Digiuno, preghiera e carità sono le parole chiave della Quaresima.
Oggi siamo troppo sazi, talmente sazi che non siamo più capaci di guardare oltre il nostro naso, oltre i nostri bisogni, oltre il nostro ragionare miope: il digiuno è lo strumento per recuperare la propria identità, la propria vocazione, la propria dignità.
Viviamo in una società dove vorremmo tutto e facciamo di tutto per ottenerlo, dove non vogliamo accettare i nostri limiti, dove non sappiamo più riconoscere i confini del lecito e dell’illecito per soddisfare il nostro egoismo.
(Penso che tutta la discussione e la preoccupazione riguardo adozioni forzate o figli voluti a forza possa bene inserirsi in questa dinamica di sazietà ed egoismo).
Nella liturgia di oggi san Paolo ci ordina: lasciatevi riconciliare con Dio! (2Co 5, 17-21)
Ma perché Dio possa riconciliarci con noi stessi e con Lui abbiamo bisogno di desiderare questa riconciliazione.
Ora se noi siamo troppo sazi, sazi di tutto (cibi, rumori, cose, immagini, odori) non riusciremo mai a riconciliarci con Dio e, di conseguenza, con noi stessi.
Se siamo troppo sazi della nostra idea di Dio, come i farisei e gli scribi, come il figlio maggiore della parabola: non riusciremo mai a lasciarci riconciliare con Dio e, con noi stessi!

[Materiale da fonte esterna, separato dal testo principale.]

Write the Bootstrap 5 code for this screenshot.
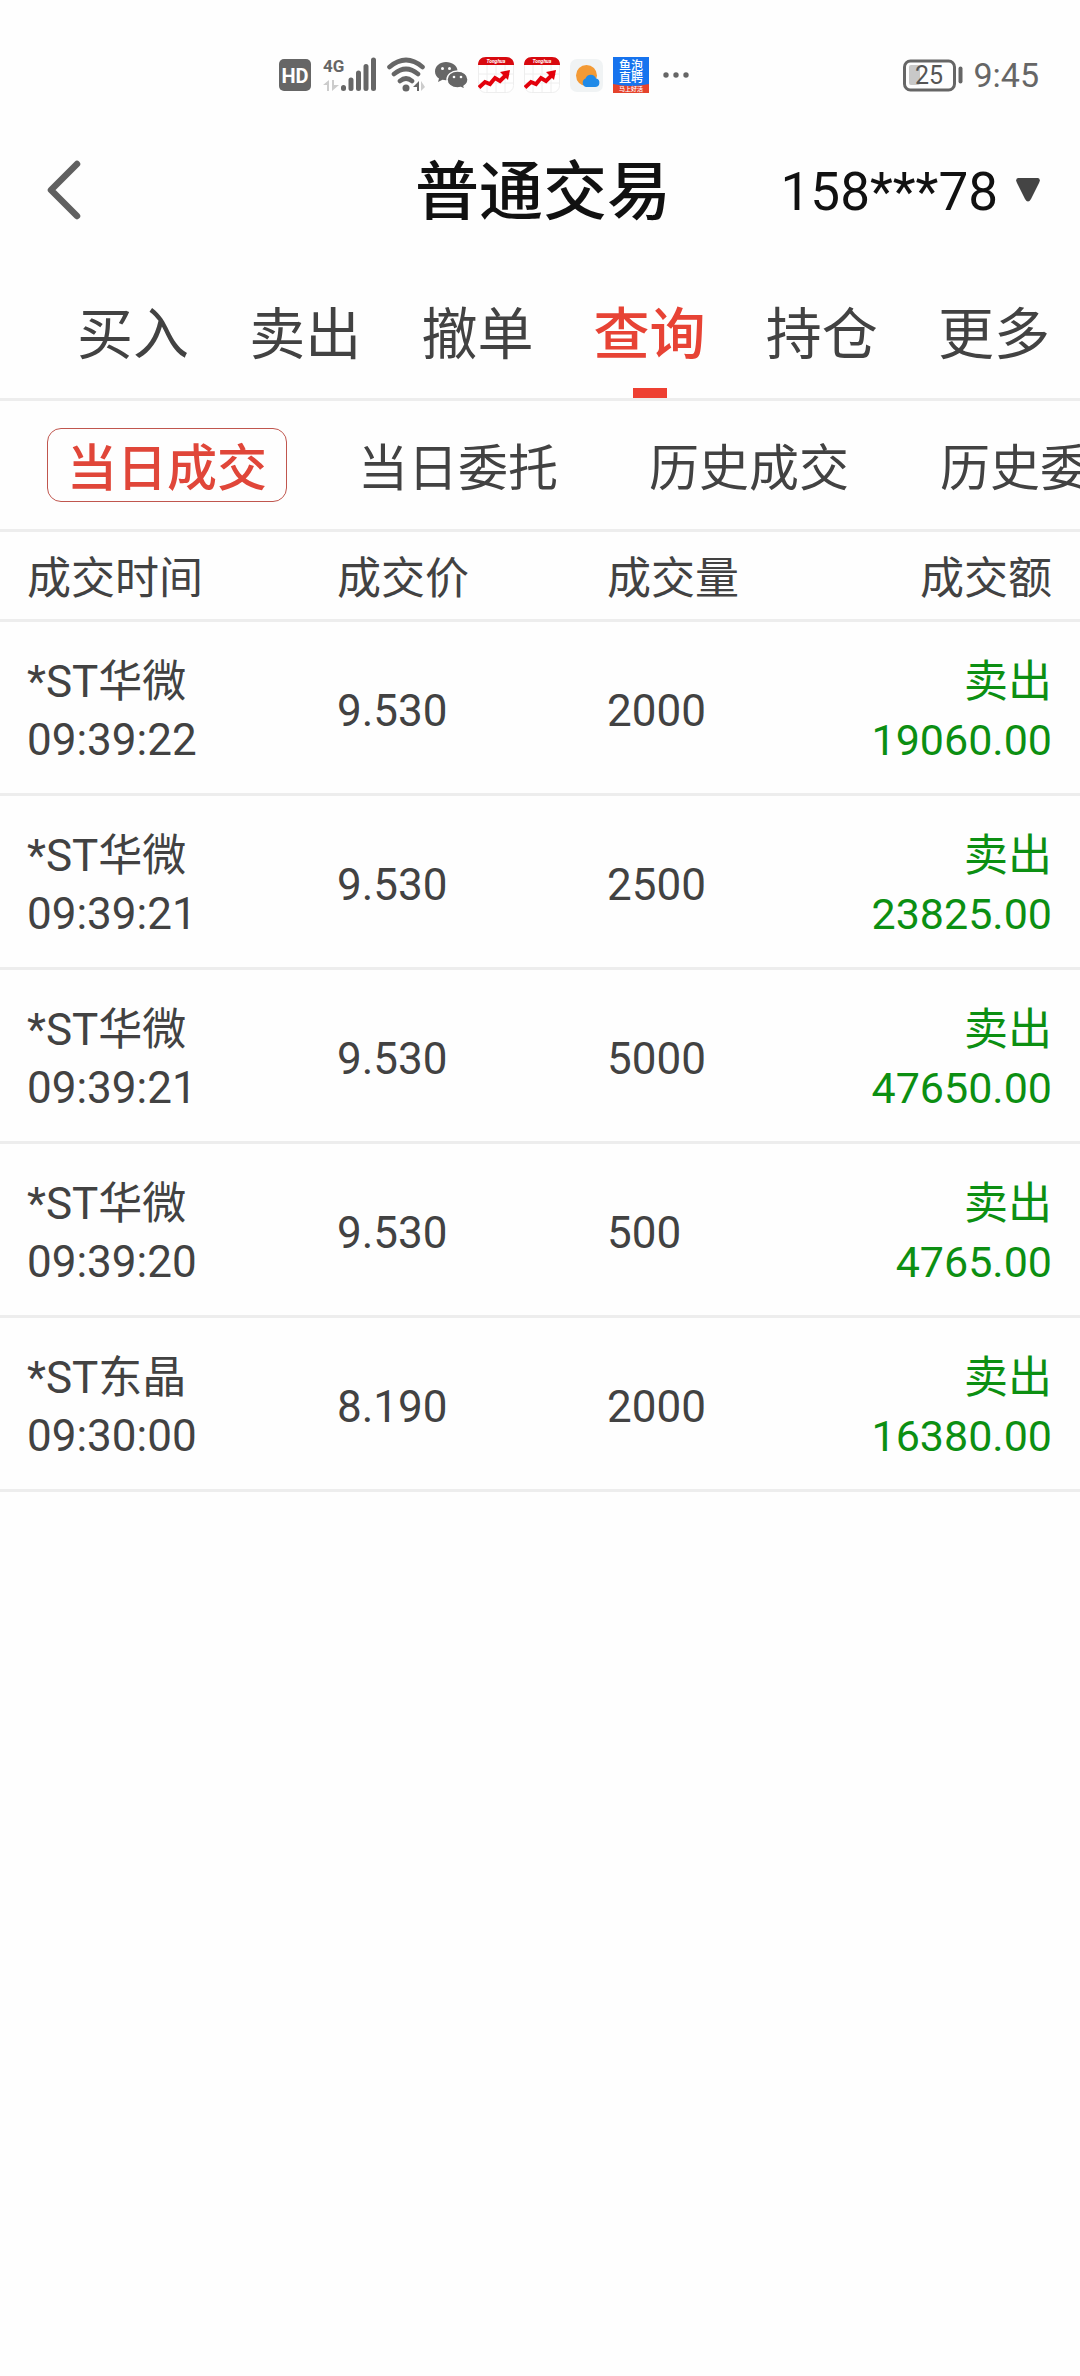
<!DOCTYPE html>
<html lang="zh-CN">
<head>
<meta charset="utf-8">
<meta name="viewport" content="width=device-width, initial-scale=1">
<title>普通交易</title>
<link href="https://cdn.jsdelivr.net/npm/bootstrap@5.3.0/dist/css/bootstrap.min.css" rel="stylesheet">
<style>
  body { font-family: Roboto, "Noto Sans CJK SC", sans-serif; color: #424242; background: #fefefe; }
  .status-bar { height: 118px; padding: 32px 41px 0 279px; color: #666; }
  .status-icons { gap: 10px; }
  .status-icons svg, .status-power svg { display: block; flex: none; }
  .status-power { gap: 9px; font-size: 34px; line-height: 36px; }
  .title-bar { display: grid; grid-template-columns: 1fr auto 1fr; height: 144px; padding: 0 40px 0 46px; color: #111; }
  .title-bar h1 { padding-top: 6px; font-size: 64px; line-height: 72px; font-weight: 500; }
  .account { gap: 18px; font-size: 53px; line-height: 60px; color: #111; }
  .account span { padding-top: 4px; }
  .main-tabs { height: 139px; padding-left: 47px; border-bottom: 3px solid #ededed; }
  .main-tabs .nav-link { position: relative; height: 136px; padding: 10px 0 0; font-size: 56px; line-height: 126px; color: #424242; }
  .main-tabs .nav-link.active { color: #e74335; font-weight: 500; }
  .main-tabs .nav-link.active::after { content: ""; position: absolute; left: 50%; bottom: 0; width: 34px; height: 10px; margin-left: -17px; background: #ee4032; }
  .sub-tabs { gap: 51px; height: 131px; padding: 0 47px; border-bottom: 3px solid #ededed; overflow: hidden; }
  .sub-tabs .btn { flex: none; padding: 8px 19px 0; font-size: 50px; line-height: 64px; color: #424242; border: 1px solid transparent; border-radius: 14px; }
  .sub-tabs .btn.active { color: #e04639; border-color: #c0564e; background: transparent; font-weight: 500; }
  .deals { table-layout: fixed; font-size: 44px; line-height: 58px; color: #424242; }
  .deals th, .deals td { padding: 31px 0 24px; border-bottom: 3px solid #ededed; vertical-align: middle; font-weight: 400; }
  .deals th { padding: 18px 0 11px; }
  .deals tr > :first-child { width: 31.2%; padding-left: 27px; }
  .deals tr > :nth-child(2) { width: 25%; }
  .deals tr > :nth-child(3) { width: 18%; }
  .deals tr > :last-child { padding-right: 28px; text-align: right; }
  .deals td:last-child { color: #0c8f12; }
  .deals .amount { font-size: 43px; }
</style>
<script src="https://cdn.jsdelivr.net/npm/bootstrap@5.3.0/dist/js/bootstrap.bundle.min.js"></script>
</head>
<body>
<div class="status-bar d-flex justify-content-between">
  <div class="status-icons d-flex align-items-center">
    <svg width="34" height="36" viewBox="0 0 34 36"><rect y="2" width="32" height="32" rx="5" fill="#666"/><text x="16" y="26" text-anchor="middle" font-family="Roboto" font-weight="700" font-size="20" fill="#fff">HD</text></svg>
    <svg width="54" height="36" viewBox="0 0 54 36"><text x="0" y="15" font-family="Roboto" font-weight="700" font-size="17" fill="#666">4G</text><path d="M0 28l6-5v11H4v-6zM9 23v11l7-6h-5v-5z" fill="#ccc"/><path d="M20.500 30.500v1M28 23v8.500M35.500 16v15.500M43 9.500v22M50.500 3v28.500" stroke="#666" stroke-width="5" stroke-linecap="round"/></svg>
    <svg width="38" height="36" viewBox="0 0 38 36"><g fill="none" stroke="#666" stroke-width="4.600" stroke-linecap="round"><path d="M2.500 10Q19-4 35.500 10M7 17Q19 7 31 17M13 24Q19 19 25 24"/></g><circle cx="19" cy="31" r="3.500" fill="#666"/><path d="M26 30l6-6v10h-2v-4z" fill="#666"/><path d="M34 24v10l4-4z" fill="#ccc"/></svg>
    <svg width="33" height="36" viewBox="0 0 33 36"><path d="M11 5C5 5 0 9 0 14.500c0 3 1.600 5.500 4 7L3 25l4.500-2.200c1.200.3 2.300.5 3.500.5C17 23.300 22.500 19.500 22.500 14S17 5 11 5z" fill="#666"/><path d="M22.500 14C16.500 14 12 17.700 12 22.500S16.500 31 22.500 31c1.200 0 2.300-.2 3.300-.5L30 32.500l-1-3.300c2.500-1.600 4-4 4-6.700C33 17.700 28.500 14 22.500 14z" fill="#666" stroke="#fefefe" stroke-width="1.400"/><g fill="#fefefe"><circle cx="7.500" cy="11.500" r="1.500"/><circle cx="14.500" cy="11.500" r="1.500"/><circle cx="19" cy="20" r="1.300"/><circle cx="26" cy="20" r="1.300"/></g></svg>
    <svg width="36" height="36" viewBox="0 0 36 36"><rect x=".5" y=".5" width="35" height="35" rx="7" fill="#fff" stroke="#eee"/><path d="M9 8v27M18 8v27M27 8v27M1 17h34M1 26h34" stroke="#eee"/><path d="M0 8C0 3 3 0 8 0h20c5 0 8 3 8 8z" fill="#d8090f"/><text x="18" y="6" text-anchor="middle" font-family="Roboto" font-size="5" font-weight="700" font-style="italic" fill="#fff">Tonghua</text><path d="M1 30.500l6-5.500 5 2 5-6 5 3 8-8" fill="none" stroke="#e3000b" stroke-width="4"/><path d="M22 15l10-2-2 10z" fill="#e3000b"/></svg>
    <svg width="36" height="36" viewBox="0 0 36 36"><rect x=".5" y=".5" width="35" height="35" rx="7" fill="#fff" stroke="#eee"/><path d="M9 8v27M18 8v27M27 8v27M1 17h34M1 26h34" stroke="#eee"/><path d="M0 8C0 3 3 0 8 0h20c5 0 8 3 8 8z" fill="#d8090f"/><text x="18" y="6" text-anchor="middle" font-family="Roboto" font-size="5" font-weight="700" font-style="italic" fill="#fff">Tonghua</text><path d="M1 30.500l6-5.500 5 2 5-6 5 3 8-8" fill="none" stroke="#e3000b" stroke-width="4"/><path d="M22 15l10-2-2 10z" fill="#e3000b"/></svg>
    <svg width="33" height="36" viewBox="0 0 33 36"><rect y="2" width="33" height="33" rx="7" fill="#f0f3f4"/><circle cx="16.500" cy="18.500" r="10.500" fill="#f39a35"/><path d="M16 30a4.500 4.500 0 0 1-.5-8.500 5.500 5.500 0 0 1 10.500 0A4.300 4.300 0 0 1 25 30z" fill="#1f8ae8"/></svg>
    <svg width="36" height="36" viewBox="0 0 36 36"><rect width="36" height="36" fill="#1673ee"/><path d="M0 27q18 4 36 0v9H0z" fill="#e5432c"/><g fill="#fff" text-anchor="middle" font-family="Noto Sans CJK SC" font-weight="500"><text x="18" y="13" font-size="12">鱼泡</text><text x="18" y="25" font-size="12">直聘</text><text x="18" y="34" font-size="6">马上好活</text></g></svg>
    <svg width="30" height="36" viewBox="0 0 30 36" fill="#666"><circle cx="7" cy="18" r="2.700"/><circle cx="17" cy="18" r="2.700"/><circle cx="27" cy="18" r="2.700"/></svg>
  </div>
  <div class="status-power d-flex align-items-center">
    <svg width="61" height="36" viewBox="0 0 61 36"><rect x="1.500" y="4" width="50" height="29" rx="6" fill="none" stroke="#666" stroke-width="3"/><rect x="6" y="8" width="11" height="20" rx="2" fill="#c8c8c8"/><path d="M57.500 11.500v13" stroke="#666" stroke-width="4" stroke-linecap="round"/><text x="26" y="27" text-anchor="middle" font-family="Roboto" font-size="25" fill="#555">25</text></svg>
    <span>9:45</span>
  </div>
</div>

<header class="title-bar align-items-center">
  <a href="#" aria-label="返回"><svg class="d-block" width="42" height="60" viewBox="0 0 42 60"><path d="M31 4L5 30L31 56" fill="none" stroke="#606060" stroke-width="6.500" stroke-linecap="round" stroke-linejoin="round"/></svg></a>
  <h1 class="m-0">普通交易</h1>
  <button type="button" class="account btn border-0 p-0 d-flex align-items-center justify-content-end"><span>158***78</span><svg width="24" height="24" viewBox="0 0 24 24"><path d="M2 0h20q3 1 1 5L15 21q-3 5-6 0L1 5q-2-4 1-5z" fill="#444"/></svg></button>
</header>

<nav class="main-tabs nav nav-justified flex-nowrap">
  <a class="nav-link" href="#">买入</a>
  <a class="nav-link" href="#">卖出</a>
  <a class="nav-link" href="#">撤单</a>
  <a class="nav-link active" href="#" aria-current="page">查询</a>
  <a class="nav-link" href="#">持仓</a>
  <a class="nav-link" href="#">更多</a>
</nav>

<div class="sub-tabs d-flex align-items-center">
  <button type="button" class="btn active">当日成交</button>
  <button type="button" class="btn">当日委托</button>
  <button type="button" class="btn">历史成交</button>
  <button type="button" class="btn">历史委托</button>
</div>

<table class="deals w-100">
  <thead><tr><th>成交时间</th><th>成交价</th><th>成交量</th><th>成交额</th></tr></thead>
  <tbody>
    <tr><td>*ST华微<br>09:39:22</td><td>9.530</td><td>2000</td><td>卖出<br><span class="amount">19060.00</span></td></tr>
    <tr><td>*ST华微<br>09:39:21</td><td>9.530</td><td>2500</td><td>卖出<br><span class="amount">23825.00</span></td></tr>
    <tr><td>*ST华微<br>09:39:21</td><td>9.530</td><td>5000</td><td>卖出<br><span class="amount">47650.00</span></td></tr>
    <tr><td>*ST华微<br>09:39:20</td><td>9.530</td><td>500</td><td>卖出<br><span class="amount">4765.00</span></td></tr>
    <tr><td>*ST东晶<br>09:30:00</td><td>8.190</td><td>2000</td><td>卖出<br><span class="amount">16380.00</span></td></tr>
  </tbody>
</table>
</body>
</html>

La parabola dei due figli o del figlio ritrovato ovvero del Padre prodigo (Lc 15,1-3.11-32) ci viene raccontata da Gesù proprio per denunciare il pericolo della sazietà, del crederci autosufficienti in tutto (e sappiate che noi stiamo educando i nostri figli a questa autosufficienza negativa).
Sazi dell’idea di padre, di un padre che non parla, parlano solo i figli che avevano un’idea di padre tutta loro, di un padre – padrone a cui si deve solo obbedire, per il quale si deve solo lavorare. Questa infatti, l’idea che i figli si erano fatti del Padre: eppure questo Padre lascia libero il figlio più piccolo, non lo ostacola; eppure il Padre cerca il dialogo con il figlio maggiore; eppure il Padre attende continuamente il ritorno del figlio minore e vedendolo gli corre incontro e non lo lascia parlare e lo riveste dell’anello e dell’abito preziosi; eppure il Padre corre dal figlio maggiore non per giudicarlo ma per aiutarlo a riconciliarsi con la vita!
Nessuno dei due figli rispettava veramente il Padre, entrambi rispettavano solo se stessi la propria pancia, sino a quando non arriva la fame, il digiuno.
È il digiuno, seppure forzato, del figlio minore che gli permette di rientrare in se stesso. Nessuno gli dava delle carrube e tantomeno lui se le prendeva, capisce che non può arrivare a livello degli animali. Ma capisce anche che non si può vivere senza il bisogno dell’altro: nessuno glie ne dava!
La sazietà ci porta all’autosufficienza, il digiuno ci porta alla consapevolezza di sé, al riconoscimento dell’altro!
In questa nostra società quasi senza più padri, o con padri artificiali è necessario riprendere la pratica del digiuno per recuperare ciò che è essenziale.
Il Padre ha rinunciato al suo autoritarismo, ha lasciato libero il figlio minore, ha cercato il figlio maggiore e ha ottenuto il ritorno del figlio.
Il figlio minore ha digiunato cioè ha rinunciato al proprio egocentrismo e ha ottenuto un rinnovato rapporto con il Padre.
Il figlio maggiore non ha ancora imparato l’arte del digiuno, non sappiamo come andrà a finire.
Dio Padre ha rinunciato al proprio Figlio;
il Figlio ha rinunciato alla sua libertà e ha ottenuto una croce, per la nostra salvezza!
E tu chi vuoi essere?
Padre, figlio minore, figlio maggiore o semplicemente
un cristiano che si lascia riconciliare con Dio?